**What the task asks**
Below are records; count the lines that contain "this" and give only the total.

**Records shown**
******************************
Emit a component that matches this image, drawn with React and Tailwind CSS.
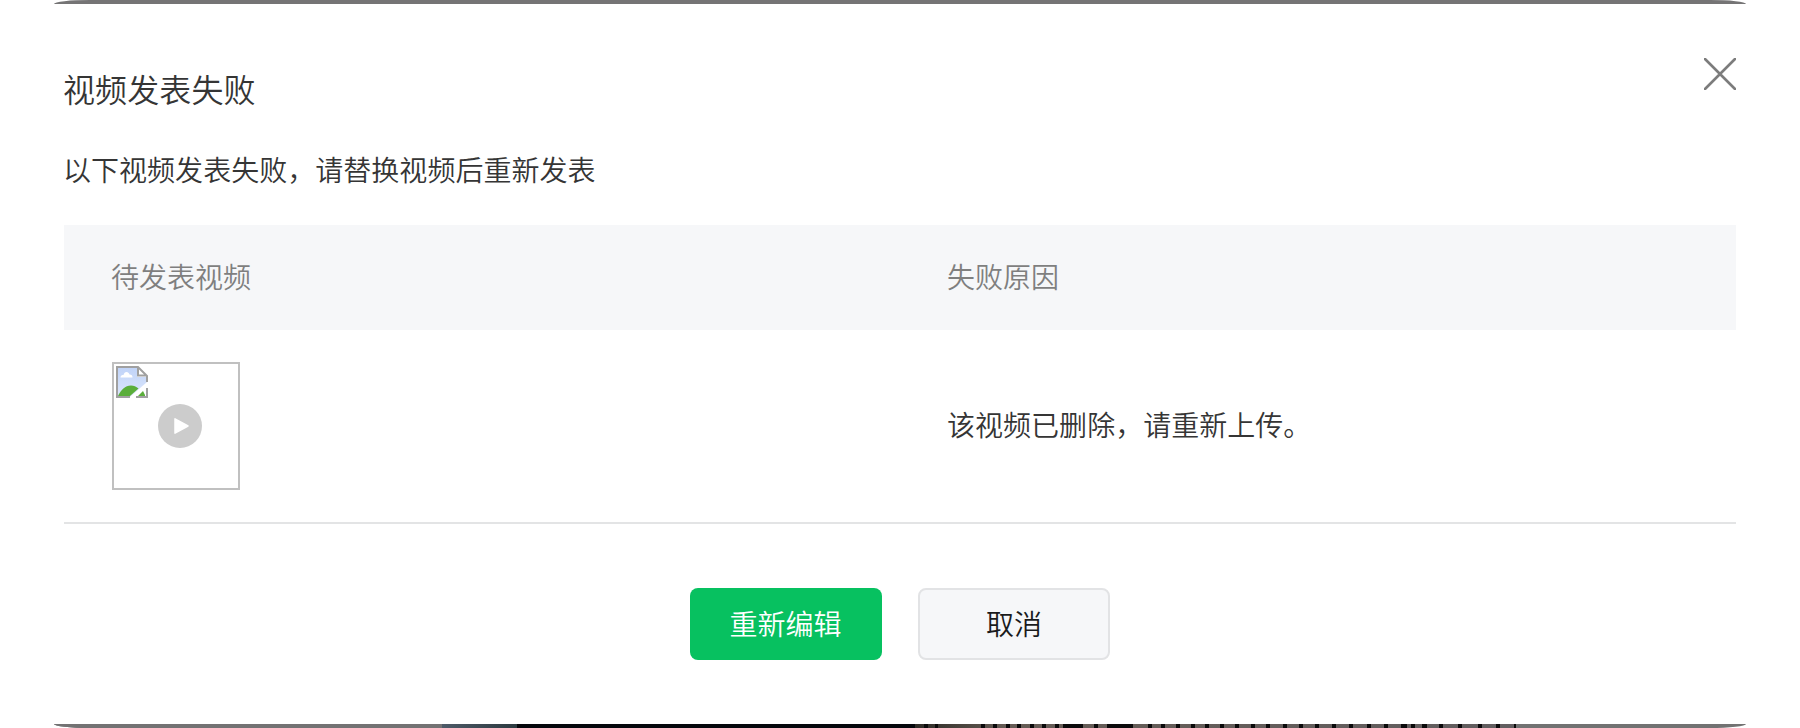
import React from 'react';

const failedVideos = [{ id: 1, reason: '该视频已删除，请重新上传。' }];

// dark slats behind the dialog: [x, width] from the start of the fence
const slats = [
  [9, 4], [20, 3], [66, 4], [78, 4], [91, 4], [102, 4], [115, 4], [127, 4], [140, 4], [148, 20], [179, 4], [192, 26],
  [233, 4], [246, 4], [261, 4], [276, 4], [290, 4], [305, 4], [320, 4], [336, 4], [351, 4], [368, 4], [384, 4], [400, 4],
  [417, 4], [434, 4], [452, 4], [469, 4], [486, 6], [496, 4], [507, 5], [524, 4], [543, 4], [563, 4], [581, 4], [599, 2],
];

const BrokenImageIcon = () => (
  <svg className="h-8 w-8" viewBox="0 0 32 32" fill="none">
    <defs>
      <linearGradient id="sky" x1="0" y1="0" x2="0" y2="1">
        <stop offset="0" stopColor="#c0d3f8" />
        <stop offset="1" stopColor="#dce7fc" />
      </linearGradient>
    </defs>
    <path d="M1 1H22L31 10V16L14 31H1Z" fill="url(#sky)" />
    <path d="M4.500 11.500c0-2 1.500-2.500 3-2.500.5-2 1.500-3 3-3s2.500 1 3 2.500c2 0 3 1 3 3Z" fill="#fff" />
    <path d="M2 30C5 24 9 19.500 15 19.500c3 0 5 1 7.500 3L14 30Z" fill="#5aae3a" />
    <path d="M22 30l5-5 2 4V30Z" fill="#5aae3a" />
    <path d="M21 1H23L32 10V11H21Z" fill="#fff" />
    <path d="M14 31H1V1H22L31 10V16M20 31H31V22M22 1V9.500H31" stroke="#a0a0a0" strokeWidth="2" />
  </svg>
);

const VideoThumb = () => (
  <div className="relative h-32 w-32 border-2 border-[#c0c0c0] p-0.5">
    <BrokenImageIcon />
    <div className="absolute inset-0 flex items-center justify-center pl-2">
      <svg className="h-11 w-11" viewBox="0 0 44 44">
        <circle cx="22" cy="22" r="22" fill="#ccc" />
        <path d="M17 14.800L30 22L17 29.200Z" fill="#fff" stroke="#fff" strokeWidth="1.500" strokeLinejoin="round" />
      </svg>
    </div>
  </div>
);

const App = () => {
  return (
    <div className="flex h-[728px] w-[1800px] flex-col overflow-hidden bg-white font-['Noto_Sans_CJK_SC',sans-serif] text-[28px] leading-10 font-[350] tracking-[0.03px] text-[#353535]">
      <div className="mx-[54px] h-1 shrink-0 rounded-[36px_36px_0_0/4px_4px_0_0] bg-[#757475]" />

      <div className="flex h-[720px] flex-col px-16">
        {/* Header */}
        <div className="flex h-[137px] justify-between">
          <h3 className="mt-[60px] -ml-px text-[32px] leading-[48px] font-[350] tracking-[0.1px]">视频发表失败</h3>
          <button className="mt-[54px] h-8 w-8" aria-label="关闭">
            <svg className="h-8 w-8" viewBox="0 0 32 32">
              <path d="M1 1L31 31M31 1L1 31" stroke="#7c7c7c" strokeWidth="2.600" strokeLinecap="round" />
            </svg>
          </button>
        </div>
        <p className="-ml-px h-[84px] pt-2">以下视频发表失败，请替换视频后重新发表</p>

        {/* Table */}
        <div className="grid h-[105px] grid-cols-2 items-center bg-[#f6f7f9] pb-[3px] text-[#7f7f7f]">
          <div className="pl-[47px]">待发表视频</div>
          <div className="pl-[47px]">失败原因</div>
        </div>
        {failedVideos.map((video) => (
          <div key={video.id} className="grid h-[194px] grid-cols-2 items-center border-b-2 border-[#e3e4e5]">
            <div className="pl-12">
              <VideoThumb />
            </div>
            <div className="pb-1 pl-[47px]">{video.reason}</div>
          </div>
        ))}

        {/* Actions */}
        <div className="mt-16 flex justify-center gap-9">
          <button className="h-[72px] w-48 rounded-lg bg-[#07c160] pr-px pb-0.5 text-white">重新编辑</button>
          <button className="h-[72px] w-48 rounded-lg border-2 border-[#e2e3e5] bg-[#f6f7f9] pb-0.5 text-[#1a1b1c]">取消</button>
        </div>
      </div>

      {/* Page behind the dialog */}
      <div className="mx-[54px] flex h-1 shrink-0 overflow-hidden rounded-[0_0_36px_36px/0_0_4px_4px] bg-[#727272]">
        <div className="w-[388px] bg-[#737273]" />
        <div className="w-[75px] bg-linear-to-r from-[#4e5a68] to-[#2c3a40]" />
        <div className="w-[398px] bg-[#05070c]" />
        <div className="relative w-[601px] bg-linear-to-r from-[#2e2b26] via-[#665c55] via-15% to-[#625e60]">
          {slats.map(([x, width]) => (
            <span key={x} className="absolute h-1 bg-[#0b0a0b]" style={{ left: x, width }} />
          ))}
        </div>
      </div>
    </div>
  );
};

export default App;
******************************
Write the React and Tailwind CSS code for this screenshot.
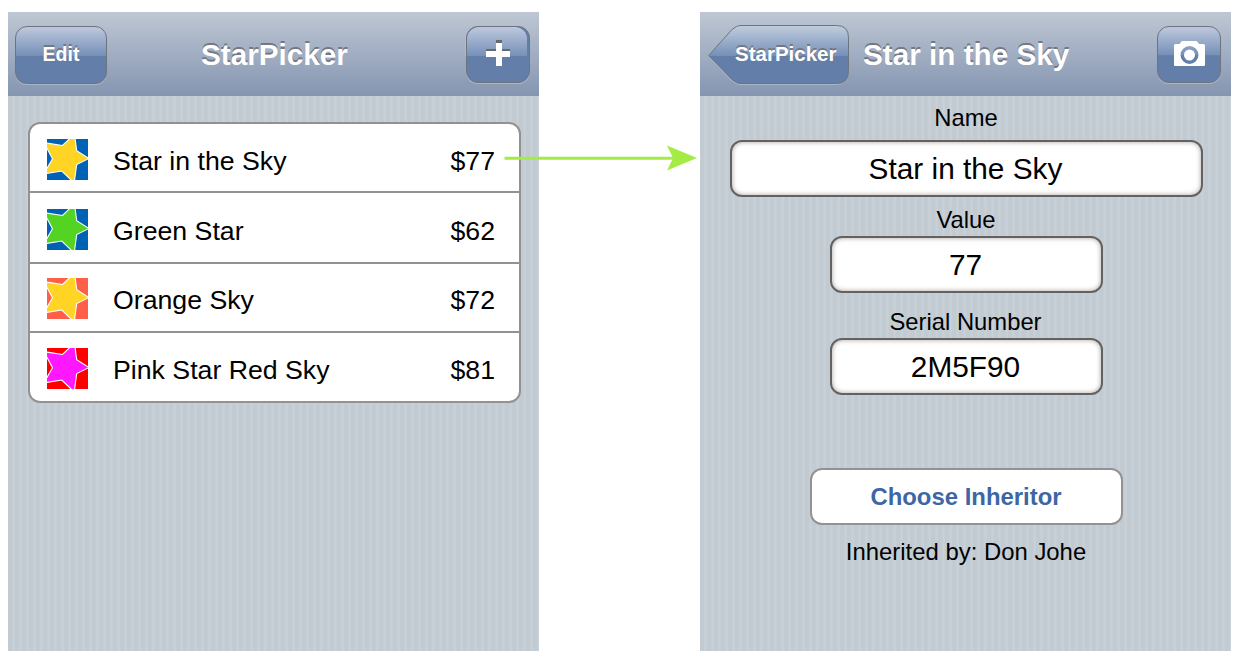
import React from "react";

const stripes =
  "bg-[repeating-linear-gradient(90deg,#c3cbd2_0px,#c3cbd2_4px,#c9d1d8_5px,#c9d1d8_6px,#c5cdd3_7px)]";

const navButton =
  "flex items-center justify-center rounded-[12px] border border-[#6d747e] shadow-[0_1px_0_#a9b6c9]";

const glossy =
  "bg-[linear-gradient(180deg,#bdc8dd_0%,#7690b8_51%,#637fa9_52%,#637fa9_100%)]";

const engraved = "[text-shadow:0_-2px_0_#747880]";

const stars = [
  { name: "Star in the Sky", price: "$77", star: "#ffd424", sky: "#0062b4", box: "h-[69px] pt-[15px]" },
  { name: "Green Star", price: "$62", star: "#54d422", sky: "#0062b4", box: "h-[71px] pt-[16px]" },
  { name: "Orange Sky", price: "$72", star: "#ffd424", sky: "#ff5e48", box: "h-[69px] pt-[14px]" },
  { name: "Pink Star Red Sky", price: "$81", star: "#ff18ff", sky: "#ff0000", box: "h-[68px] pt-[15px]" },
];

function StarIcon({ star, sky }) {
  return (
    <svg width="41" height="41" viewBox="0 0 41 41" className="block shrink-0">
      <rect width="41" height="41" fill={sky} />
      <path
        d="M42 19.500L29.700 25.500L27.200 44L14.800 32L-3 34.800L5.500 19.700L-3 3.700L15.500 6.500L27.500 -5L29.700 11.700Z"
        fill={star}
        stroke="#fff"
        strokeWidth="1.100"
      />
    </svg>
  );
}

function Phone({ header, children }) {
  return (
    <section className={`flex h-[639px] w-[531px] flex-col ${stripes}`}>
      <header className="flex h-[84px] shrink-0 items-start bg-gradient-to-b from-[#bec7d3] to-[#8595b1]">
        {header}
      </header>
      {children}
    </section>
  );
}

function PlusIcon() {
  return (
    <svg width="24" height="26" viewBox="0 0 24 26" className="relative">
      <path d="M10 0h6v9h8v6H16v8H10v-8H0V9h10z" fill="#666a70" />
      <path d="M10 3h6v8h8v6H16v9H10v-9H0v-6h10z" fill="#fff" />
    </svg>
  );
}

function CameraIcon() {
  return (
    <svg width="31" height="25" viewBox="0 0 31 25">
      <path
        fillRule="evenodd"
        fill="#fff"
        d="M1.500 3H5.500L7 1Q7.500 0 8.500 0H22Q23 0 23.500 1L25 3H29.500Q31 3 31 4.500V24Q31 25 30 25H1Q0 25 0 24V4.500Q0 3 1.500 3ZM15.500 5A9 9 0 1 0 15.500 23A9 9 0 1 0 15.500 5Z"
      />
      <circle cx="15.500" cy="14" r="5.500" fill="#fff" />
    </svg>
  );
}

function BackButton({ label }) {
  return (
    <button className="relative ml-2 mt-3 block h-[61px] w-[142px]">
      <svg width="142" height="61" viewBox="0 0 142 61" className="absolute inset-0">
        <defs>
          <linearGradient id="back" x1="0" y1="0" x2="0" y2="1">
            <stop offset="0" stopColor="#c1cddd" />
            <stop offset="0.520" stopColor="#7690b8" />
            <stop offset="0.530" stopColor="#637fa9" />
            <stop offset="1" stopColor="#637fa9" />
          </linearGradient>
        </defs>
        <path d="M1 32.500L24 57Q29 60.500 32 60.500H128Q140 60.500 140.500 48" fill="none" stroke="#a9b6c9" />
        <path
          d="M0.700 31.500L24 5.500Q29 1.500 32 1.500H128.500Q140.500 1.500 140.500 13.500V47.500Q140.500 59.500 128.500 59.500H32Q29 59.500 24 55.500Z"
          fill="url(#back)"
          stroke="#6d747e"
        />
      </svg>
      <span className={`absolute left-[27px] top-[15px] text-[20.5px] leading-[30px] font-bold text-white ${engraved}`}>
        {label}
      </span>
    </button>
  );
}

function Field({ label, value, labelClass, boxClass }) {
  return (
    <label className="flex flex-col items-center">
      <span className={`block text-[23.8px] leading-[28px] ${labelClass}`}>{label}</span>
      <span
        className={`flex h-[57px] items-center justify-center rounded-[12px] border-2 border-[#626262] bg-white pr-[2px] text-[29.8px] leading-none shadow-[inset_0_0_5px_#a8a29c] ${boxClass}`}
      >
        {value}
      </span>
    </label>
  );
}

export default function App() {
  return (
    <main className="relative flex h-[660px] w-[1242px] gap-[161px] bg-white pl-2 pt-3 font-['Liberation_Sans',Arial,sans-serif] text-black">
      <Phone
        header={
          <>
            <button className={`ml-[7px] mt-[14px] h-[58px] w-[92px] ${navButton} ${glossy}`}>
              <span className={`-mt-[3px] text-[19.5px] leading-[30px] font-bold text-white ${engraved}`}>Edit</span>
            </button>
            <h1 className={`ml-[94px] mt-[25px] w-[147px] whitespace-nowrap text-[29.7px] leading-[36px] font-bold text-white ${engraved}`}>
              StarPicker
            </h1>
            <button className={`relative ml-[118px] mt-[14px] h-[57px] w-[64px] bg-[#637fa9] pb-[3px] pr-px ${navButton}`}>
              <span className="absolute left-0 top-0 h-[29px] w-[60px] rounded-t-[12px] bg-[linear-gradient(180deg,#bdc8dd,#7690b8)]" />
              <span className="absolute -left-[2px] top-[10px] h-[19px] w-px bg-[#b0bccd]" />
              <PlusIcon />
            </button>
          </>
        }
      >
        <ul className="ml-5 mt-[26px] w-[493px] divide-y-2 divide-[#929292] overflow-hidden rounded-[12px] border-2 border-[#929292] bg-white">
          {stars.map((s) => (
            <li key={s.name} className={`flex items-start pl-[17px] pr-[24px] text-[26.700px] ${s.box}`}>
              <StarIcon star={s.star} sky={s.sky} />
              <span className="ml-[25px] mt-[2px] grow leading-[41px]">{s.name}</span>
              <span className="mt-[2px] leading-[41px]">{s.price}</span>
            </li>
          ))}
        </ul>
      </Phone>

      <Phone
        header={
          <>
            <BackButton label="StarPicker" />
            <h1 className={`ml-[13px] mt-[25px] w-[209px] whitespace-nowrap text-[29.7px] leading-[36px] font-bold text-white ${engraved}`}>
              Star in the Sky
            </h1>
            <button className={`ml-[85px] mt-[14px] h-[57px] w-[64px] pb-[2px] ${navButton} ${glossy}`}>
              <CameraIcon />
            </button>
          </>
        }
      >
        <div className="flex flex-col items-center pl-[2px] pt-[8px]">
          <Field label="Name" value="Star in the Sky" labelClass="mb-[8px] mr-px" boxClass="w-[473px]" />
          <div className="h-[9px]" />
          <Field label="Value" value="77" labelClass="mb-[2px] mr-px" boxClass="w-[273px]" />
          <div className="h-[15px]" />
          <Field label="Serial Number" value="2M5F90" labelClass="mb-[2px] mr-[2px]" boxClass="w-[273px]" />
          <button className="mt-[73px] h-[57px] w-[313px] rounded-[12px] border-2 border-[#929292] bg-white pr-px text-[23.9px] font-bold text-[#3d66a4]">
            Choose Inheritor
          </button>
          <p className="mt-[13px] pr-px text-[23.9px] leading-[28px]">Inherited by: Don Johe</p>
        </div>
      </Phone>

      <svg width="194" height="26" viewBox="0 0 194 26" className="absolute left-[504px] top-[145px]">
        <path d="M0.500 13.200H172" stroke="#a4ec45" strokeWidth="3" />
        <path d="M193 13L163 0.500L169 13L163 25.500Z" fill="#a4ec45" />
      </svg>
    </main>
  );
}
******************************
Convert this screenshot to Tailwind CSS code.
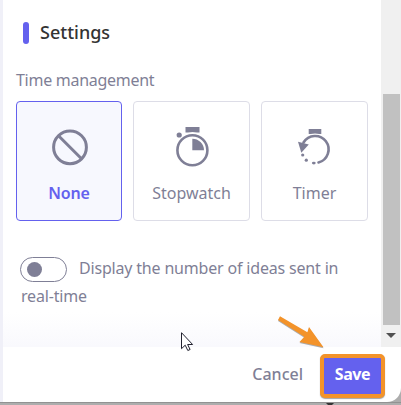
******************************
**Problem solution**
3